HUKAMANEWS — Ekonomi didalam negeri ikut merasakan imbas setelah konflik pecah di Timur Tengah setelah Israel dan Iran saling berbalas meluncurkan rudal sejak Jumat, 13 Juni 2025.
Mata uang rupiah mulai melemah pada perdagangan akhir pekan ini, Jumat lalu, 13 Juni 2025 dengan melemah 0,38% atau 61 poin ke level Rp16.303,5 per dollar AS.
Peneliti Center of Reform on Economics (Core) Indonesia Yusuf Rendy Manilet menghitung berdasarkan analisis sensitivitas nilai tukar rupiah, setiap depresiasi Rp100 terhadap dollar AS berpotensi menambah defisit sebesar Rp3,4 triliun.
APBN 2025 mengasumsikan nilai tukar sebesar Rp16.000 per dollar AS. Artinya, jika sekarang posisi rupiah saat ini sekitar Rp16.303, lebih lemah dari asumsi, maka tambahan defisit bisa mencapai lebih dari Rp9 triliun.
"Defisit bertambah berasal dari meningkatnya beban pembayaran utang luar negeri, kenaikan biaya subsidi, serta tekanan pada belanja barang impor pemerintah," jelas Yusuf.
Dan yang terpenting, konflik Israel-Iran juga memengaruhi pergerakan harga minyak dunia. Dia menjelaskan bahwa APBN 2025 mengasumsikan harga minyak mentah (ICP) sebesar US$82 per barel, sementara itu harga aktual berada di US$74 per barel pada pada Sabtu ,14 Juni 2025. Artinya, harga ICP masih di bawah asumsi pemerintah.

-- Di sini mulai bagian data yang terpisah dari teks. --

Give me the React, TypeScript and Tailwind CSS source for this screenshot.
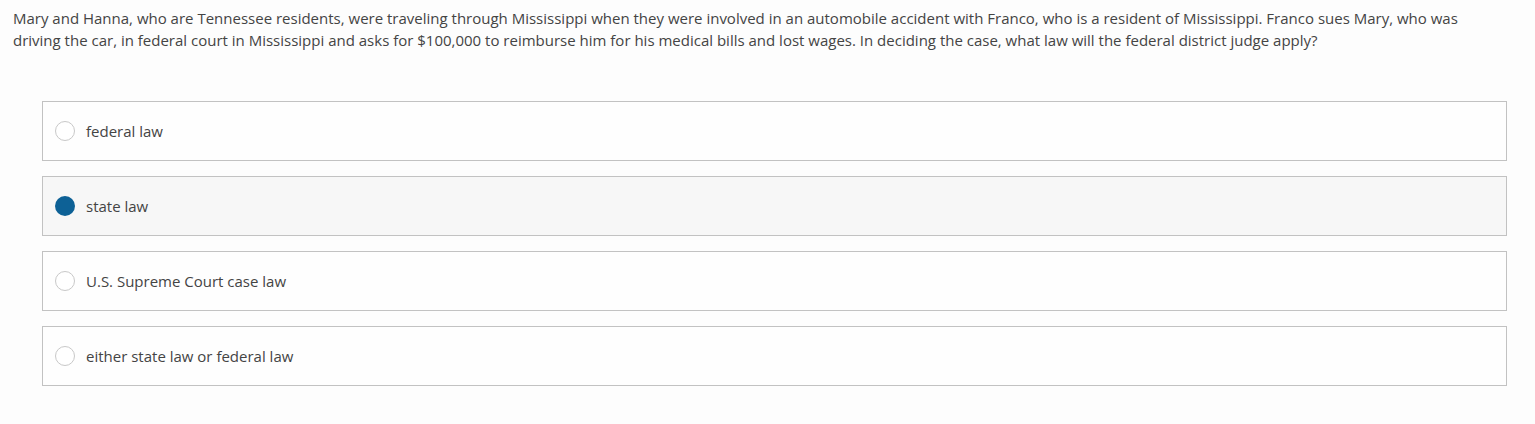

Baca Juga: Disuruh Patungan, Pramono Siapkan Dana Giant Sea Wall Dari Pengolahan Sampah
Menurut Yusuf, berdasarkan tabel sensitivitas APBN 2025, setiap penurunan US$1 per barel akan menurunkan pendapatan negara sekitar Rp3,2 triliun.
"Dengan selisih realisasi saat ini yang sekitar US$8 lebih rendah dari asumsi, potensi pengurangan pendapatan negara bisa mencapai lebih dari Rp25 triliun," ujar Yusuf.
Hanya saja, dia menghitung belanja pemerintah terutama untuk subsidi energi juga ikut turun sekitar Rp10,1 triliun per US$1 atau sekitar Rp80 triliun jika ICP bertahan di level US$74 per barel. Artinya secara keseluruhan, efeknya cenderung netral atau malah positif terhadap keseimbangan anggaran.
Hanya saja, Yusuf menekankan bahwa efek positif itu tidak bisa dilihat sebagai perbaikan ruang fiskal.
"Sebab penurunan belanja di sini sebagian besar terjadi karena menurunnya kebutuhan subsidi energi, bukan karena efisiensi atau peningkatan efektivitas belanja. Artinya, ruang fiskal yang tercipta bersifat sementara dan belum tentu bisa digunakan secara fleksibel untuk belanja yang lebih produktif," ungkapnya.